Il a bien fallu quelques minutes, environ le temps de l’exposition, pour que le jeu un peu ‘’brut de décoffrage’’ de l’orchestre cède la place à une cohérente énergie, formant un solide rempart contre le penchant mélancolique de l’oeuvre. Après le second mouvement andante, plus tourmenté que contemplatif, l’allegro giocoso emporte tout sur son passage, enchaînant sur une prodigieuse passacaille, mise en valeur par tous les vents solistes et soulevée par un orchestre chauffé à blanc, d’une cohésion hors du commun. Cette manière tempétueuse sied particulièrement à cette extraordinaire succession de trente cinq variations où Brahms, dans la lignée de Bach et de Beethoven, confirme ses qualités de grand maître du genre.
S’il
est donc des œuvres, comme cette quatrième de Brahms, qui acceptent
parfaitement une grande pluralité d’approches, il s’en trouve en
revanche dont le sens demeure plus univoque et doit être fixé par
l’interprétation. C’est le cas de cette seconde symphonie de
Schumann qui figurait en seconde partie de concert le soir du
vendredi 7 mars, sous la conduite d’Oksana Lyniv. A rebours des
quelques grands interprètes de cette symphonie que sont Georges
Szell, Léonard Bernstein, Herbert von Karajan, Wolfgang Sawallisch,
Nikolaus Harnoncourt, Yannick Nézzet-Seguin, il s’en trouve
beaucoup d’autres n’ayant apparemment pas saisi son irréductible
fébrilité intérieure, sa combativité, sa puissante atmosphère
maniaco-dépressive.
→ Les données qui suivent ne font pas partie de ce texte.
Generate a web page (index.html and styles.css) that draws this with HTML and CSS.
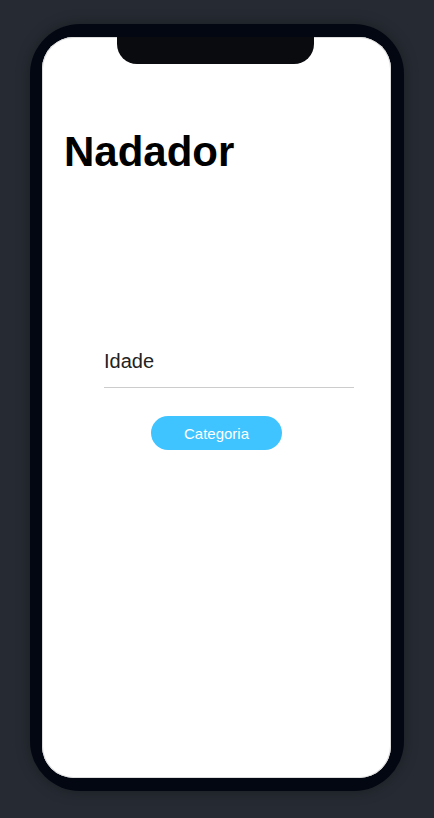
FILE: index.html
```html
<!DOCTYPE html>
<html lang="pt">
<head>
<meta charset="utf-8">
<title>Nadador</title>
<link rel="stylesheet" href="styles.css">
</head>
<body>
  <div class="device">
    <div class="screen">
      <div class="notch"></div>
      <main class="app">
        <h1 class="title">Nadador</h1>
        <div class="form">
          <input class="field" type="text" placeholder="Idade">
          <button class="btn" type="button">Categoria</button>
        </div>
      </main>
    </div>
  </div>
</body>
</html>
```

FILE: styles.css
```css
html, body {
  margin: 0;
  padding: 0;
}

body {
  background: #262b33;
  font-family: "Liberation Sans", Arial, sans-serif;
  min-height: 818px;
}

.device {
  width: 349px;
  height: 741px;
  margin: 24px auto 0;
  padding: 13px 13px 13px 12px;
  background: #030711;
  border-radius: 50px;
  box-shadow: 0 0 14px rgba(0, 0, 0, 0.35);
}

.screen {
  position: relative;
  height: 100%;
  background: #ffffff;
  border-radius: 32px;
  box-shadow: inset 0 0 0 1px #dcdcdc;
  overflow: hidden;
}

.notch {
  position: absolute;
  top: 0;
  left: 75px;
  width: 197px;
  height: 27px;
  background: #0a0b0e;
  border-radius: 0 0 20px 20px;
}

.app {
  display: flex;
  flex-direction: column;
  padding: 91px 0 0 0;
}

.title {
  margin: 0 0 0 22px;
  font-size: 42px;
  line-height: 48px;
  font-weight: 700;
  color: #000;
}

.form {
  display: flex;
  flex-direction: column;
  align-items: center;
  margin-top: 174px;
}

.field {
  width: 250px;
  height: 22px;
  padding: 0 0 15px;
  margin: 0 0 0 25px;
  border: none;
  border-bottom: 1px solid #cccccc;
  outline: none;
  background: transparent;
  font-family: "Liberation Sans", Arial, sans-serif;
  font-size: 20px;
  color: #222;
  box-sizing: content-box;
}

.field::placeholder {
  color: #222;
  opacity: 1;
}

.btn {
  margin-top: 28px;
  width: 131px;
  height: 34px;
  padding: 0;
  border: none;
  border-radius: 17px;
  background: #40c4ff;
  color: #fff;
  font-family: "Liberation Sans", Arial, sans-serif;
  font-size: 15px;
  cursor: pointer;
}
```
La jouer dans l’optique d’un juste milieu
aimable et nourri de bonnes dispositions lui enlève à peu près
tout ce qu’elle a d’essentiel. Artisan d’une belle intégrale
Schumann sur instruments d’époque, un chef comme John Eliott
Gardiner ne nous propose pas moins une seconde symphonie, certes
d’une grande beauté sonore mais dépourvue de tout engagement
vital. C’est une approche similaire qui se faisait entendre sous
la baguette, au demeurant méticuleuse et attentionnée, d’Oksana
Lyniv.
Dans
ce violent combat entre mélancolie plombante et effort vital pour la
surmonter qui traverse tout le premier mouvement, jamais la
mayonnaise ne prend du fait d’une douceur générale, celle des
attaques, des accents, des forte. Les quelques beaux cantabile
qui, ci ou là, se font entendre sont, dans pareil contexte, tout à
fait anecdotiques. Le très regretté Giuseppe Sinopoli,
médecin-psychiatre en même temps que compositeur et chef
d’orchestre, savait quant à lui faire entendre le coeur battant de
cette musique ! En dépit d’un tempo soutenu, le scherzo,
moment maniaque s’il en est, se contente de phrasés confortables,
proches d’un menuet et prévient tout espèce d’incendie dans la
coda. Faire du splendide mouvement lent le motif d’une
simple déploration revient à colmater les abîmes de cette
musique ! Quand au dernier mouvement allegro vivace, joué
avec rondeur, souplesse et une puissance des plus retenues, il ne
restitue pas le caractère artificiel de cette joie excessive,
retrouvée mais fragile, suscitée par aucun mobile extérieur,
n’étant que le retour inopiné d’une santé intérieure
momentanément recouvrée.
Concert du 7 mars avec la cheffe Oksana Lyniv et la violoniste Simone Lamsma Photo Grégory Massat
Ce concert, donné en unique soirée, avait commencé par une fort belle exécution du Prélude de l’acte 1 de Parsifal, témoignant des talents wagnériens d’Oksana Lyniv, première femme invitée à diriger à Bayreuth. Le quatuor à cordes de l’orchestre et la trompette solo de Jean-Christophe Mentzer campent un début splendide, d’une atmosphère très prenante, qui se maintient jusqu’à la dernière mesure. Le mitan de cette ouverture donne, encore une fois, l’occasion de se réjouir de la très haute qualité des pupitres de cuivre dont nous disposons à Strasbourg. Venue il y deux ans pour le premier concerto de Shostakovitch, la violoniste Simone Lamsma, encore jeune mais reconnue sur la scène internationale, est ce soir-là soliste d’une autre grande œuvre du 20e siècle, le concerto du finlandais Jean Sibelius, composé en 1903-1904 et dont la version définitive date de 1905. Avec les moyens violonistiques qui sont les siens, notre soliste invitée soulève l’enthousiasme d’une salle qui, du coup, l’applaudit entre chaque mouvement. Reste toutefois à savoir si un jeu aussi démonstratif et extraverti exprime vraiment l’austérité sombre et minérale de ce concerto. Conduit par Oksana Lyniv, l’orchestre ne se contente pas d’accompagner et joue sa partition dans un esprit bien plus proche de l’oeuvre.
Confirmant
depuis Un divan à Tunis son sens de
la comédie et du rythme, allié à un regard acéré porté sur notre société,
Manèle Labidi signe avec Reine Mère
un film drôle, original et salutaire en ces temps obscurs du rejet de l’autre.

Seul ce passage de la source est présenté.